The displays are where the Duo justifies its existence, and ASUS is clearly treating them as more than a party trick. Each 14‑inch panel hits 3K resolution with a 16:10 aspect ratio, fast 0.2ms response, and a VRR range from 48 to 144Hz, plus Dolby Vision certification and VESA DisplayHDR True Black 1000. That spec sheet matters less in isolation and more in combination: stacking two of these gives you a vertical expanse that makes editing timelines, spreadsheets, and code feel less cramped, and gives illustrators or note‑takers a natural place to park tools or reference material. ASUS’ ScreenXpert software has also been updated so that when you open the lid beyond roughly 175 degrees, it automatically pops up sharing and annotation tools to treat the Duo more like a digital whiteboard for quick collaboration.
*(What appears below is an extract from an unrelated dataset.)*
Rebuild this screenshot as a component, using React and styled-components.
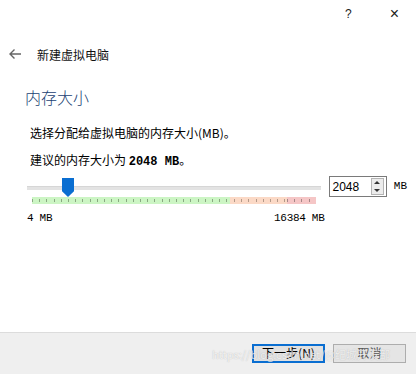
import React from "react";
import styled, { createGlobalStyle } from "styled-components";

const GlobalStyle = createGlobalStyle`
  html, body {
    margin: 0;
    padding: 0;
    background: #ffffff;
  }
  body {
    font-family: "Noto Sans CJK SC", "Liberation Sans", sans-serif;
    color: #000;
  }
`;

const Window = styled.div`
  width: 416px;
  height: 374px;
  display: flex;
  flex-direction: column;
  background: #fff;
  overflow: hidden;
`;

const TitleBar = styled.div`
  height: 28px;
  display: flex;
  justify-content: flex-end;
  align-items: center;
  padding-right: 17px;
  gap: 38px;
`;

const TitleButton = styled.span`
  font-family: "Liberation Sans", sans-serif;
  font-size: ${(p) => p.size || 13}px;
  color: #222;
  line-height: 1;
`;

const Header = styled.div`
  display: flex;
  align-items: center;
  height: 22px;
  margin-top: 15px;
  padding-left: 8px;
  gap: 15px;
`;

const Title = styled.span`
  font-size: 12px;
  color: #111;
`;

const Heading = styled.div`
  margin-top: 20px;
  padding-left: 25px;
  font-size: 16px;
  font-weight: 300;
  color: #1b3f73;
  line-height: 24px;
`;

const Body = styled.div`
  padding: 16px 30px 0 27px;
  display: flex;
  flex-direction: column;
`;

const Line = styled.div`
  font-size: 12px;
  line-height: 16px;
  margin-bottom: 11px;
  padding-left: 3px;
  b {
    font-family: "Liberation Mono", monospace;
    font-weight: 700;
  }
`;

const SliderRow = styled.div`
  display: flex;
  align-items: flex-start;
  margin-top: -2px;
  width: 380px;
`;

const SliderCol = styled.div`
  width: 298px;
  display: flex;
  flex-direction: column;
`;

const TrackArea = styled.div`
  position: relative;
  height: 16px;
`;

const Track = styled.div`
  margin-top: 7px;
  height: 3px;
  background: #e3e3e3;
  border-top: 1px solid #d6d6d6;
`;

const Thumb = styled.div`
  position: absolute;
  top: -1px;
  width: 12px;
  height: 19px;
  background: #0a6ed1;
  clip-path: polygon(0 0, 100% 0, 100% 70%, 50% 100%, 0 70%);
`;

const Scale = styled.div`
  margin: 2px 5px 0 5px;
  height: 7px;
  display: flex;
`;

const Zone = styled.div`
  flex: ${(p) => p.grow};
  background-color: ${(p) => p.color};
  background-image: repeating-linear-gradient(
    to right,
    ${(p) => p.tick} 0,
    ${(p) => p.tick} 1px,
    transparent 1px,
    transparent 7.2px
  );
  background-size: 100% 3px;
  background-position: ${(p) => p.offset}px 2px;
  background-repeat: repeat-x;
`;

const Labels = styled.div`
  display: flex;
  justify-content: space-between;
  margin-top: 7px;
  margin-right: -3px;
  font-family: "Liberation Mono", monospace;
  font-size: 11px;
  line-height: 14px;
  letter-spacing: -0.3px;
`;

const SpinBox = styled.div`
  margin-left: 8px;
  margin-top: -3px;
  width: 56px;
  height: 19px;
  border: 1px solid #7a7a7a;
  display: flex;
  align-items: center;
  background: #fff;
`;

const SpinValue = styled.span`
  flex: 1;
  padding-left: 2px;
  font-family: "Liberation Sans", sans-serif;
  font-size: 12px;
`;

const SpinButtons = styled.div`
  width: 11px;
  height: 15px;
  margin-right: 2px;
  display: flex;
  flex-direction: column;
  border: 1px solid #b5b5b5;
  background: #ececec;
`;

const SpinArrow = styled.div`
  flex: 1;
  display: flex;
  align-items: center;
  justify-content: center;
  &::after {
    content: "";
    border-left: 3px solid transparent;
    border-right: 3px solid transparent;
    ${(p) => (p.up ? "border-bottom" : "border-top")}: 3px solid #333;
  }
`;

const Unit = styled.span`
  margin-left: 7px;
  margin-top: 1px;
  font-family: "Liberation Mono", monospace;
  font-size: 11px;
`;

const Spacer = styled.div`
  flex: 1;
`;

const Footer = styled.div`
  height: 40px;
  border-top: 1px solid #dcdcdc;
  background: #efefef;
  display: flex;
  justify-content: flex-end;
  align-items: center;
  gap: 8px;
  padding: 0 10px 1px 0;
  position: relative;
`;

const Button = styled.button`
  width: 73px;
  height: 19px;
  box-sizing: border-box;
  font-family: "Noto Sans CJK SC", sans-serif;
  font-size: 12px;
  line-height: 1;
  padding: 0;
  background: ${(p) => (p.primary ? "#e1e1e1" : "#e5e5e5")};
  border: ${(p) => (p.primary ? "2px solid #0a6ed1" : "1px solid #adadad")};
  color: ${(p) => (p.primary ? "#000" : "#555")};
`;

const Watermark = styled.div`
  position: absolute;
  left: 212px;
  top: 13px;
  font-size: 11px;
  color: rgba(255, 255, 255, 0.75);
  text-shadow: 0 0 1px rgba(120, 120, 120, 0.5);
  white-space: nowrap;
  pointer-events: none;
`;

const BackArrow = () => (
  <svg width="14" height="12" viewBox="0 0 14 12">
    <path d="M13 6H2M6.5 1.5L2 6l4.5 4.5" fill="none" stroke="#666" strokeWidth="1.4" />
  </svg>
);

export default function App() {
  const min = 4;
  const max = 16384;
  const value = 2048;
  const scaleWidth = 288;
  const thumbLeft = 5 + (value / max) * scaleWidth - 6;

  return (
    <>
      <GlobalStyle />
      <Window>
        <TitleBar>
          <TitleButton size={12}>?</TitleButton>
          <TitleButton size={16}>×</TitleButton>
        </TitleBar>
        <Header>
          <BackArrow />
          <Title>新建虚拟电脑</Title>
        </Header>
        <Heading>内存大小</Heading>
        <Body>
          <Line>选择分配给虚拟电脑的内存大小(MB)。</Line>
          <Line>
            建议的内存大小为 <b>2048 MB</b>。
          </Line>
          <SliderRow>
            <SliderCol>
              <TrackArea>
                <Track />
                <Thumb style={{ left: thumbLeft }} />
              </TrackArea>
              <Scale>
                <Zone grow={200} color="#ccf5c4" tick="#8aa882" offset={0} />
                <Zone grow={58} color="#fbd9c6" tick="#b39a8a" offset={4} />
                <Zone grow={30} color="#f5c6c6" tick="#a58888" offset={0} />
              </Scale>
              <Labels>
                <span>{min} MB</span>
                <span>{max} MB</span>
              </Labels>
            </SliderCol>
            <SpinBox>
              <SpinValue>{value}</SpinValue>
              <SpinButtons>
                <SpinArrow up />
                <SpinArrow />
              </SpinButtons>
            </SpinBox>
            <Unit>MB</Unit>
          </SliderRow>
        </Body>
        <Spacer />
        <Footer>
          <Button primary>下一步(N)</Button>
          <Button>取消</Button>
          <Watermark>https://blog.csdn.net/@纪城开发部</Watermark>
        </Footer>
      </Window>
    </>
  );
}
Audio has quietly leveled up, too. The new Duo moves to a six‑speaker Dolby Atmos setup with dual‑diaphragm woofers and tweeters tucked into the hinge. That layout takes advantage of the Duo’s unusual form factor instead of fighting it, aiming sound out and up when the system is propped in its dual‑screen mode instead of firing from the bottom of a slim chassis. It’s the kind of quality‑of‑life change that doesn’t headline a press release but does help a machine like this feel less like a tool you only use at a desk and more like an all‑rounder you can watch movies on in a hotel or small apartment.
In terms of raw laptop fundamentals, ASUS hasn’t skimped. You can configure up to 32GB of LPDDR5X memory at 9600MT/s and up to 2TB of PCIe 4.0 SSD storage, which should cover most creative workloads short of serious 8K video pipelines. Connectivity lands in a sweet spot: two Thunderbolt 4 Type‑C ports, a USB‑A port, full‑size HDMI 2.1, and a combo audio jack give you enough flexibility that you’re not living in dongle city. Wireless is up to Wi‑Fi 7 with Bluetooth 5.4, which is increasingly what you want if you’re syncing large cloud libraries, streaming high‑bitrate content, or hanging out on congested conference‑center networks.
The Duo’s webcam and AI features are very much tuned to the new “AI PC” talking points, but land in a practical place. There’s a 1080p IR camera with Windows Hello support, paired with ASUS’ AI Camera tricks for auto‑framing, background blur, and noise reduction in calls. Combined with Intel’s newer NPU, the machine is positioned to run more of those enhancements locally without spinning up fans or tanking battery life as quickly, which is where AI features finally stop feeling like fluff and start feeling like baseline expectations.
All of this adds up to a clearer sense of who the Zenbook Duo is actually for. If you live in one app at a time and mostly browse, email, and write, this is still overkill; a simpler ultrabook will be lighter, cheaper, and easier. But if your day swings between writing, monitoring feeds, editing media, and jumping into meetings — or if you already carry a laptop and a tablet to simulate something like this setup — the 2026 Duo finally looks like a coherent answer instead of an interesting experiment. ASUS hasn’t just given the Duo a faster chip; it has smoothed the literal and figurative gaps in the experience with that more seamless hinge, smarter keyboard docking, and a battery that can keep up with everything those two OLEDs are inviting you to do.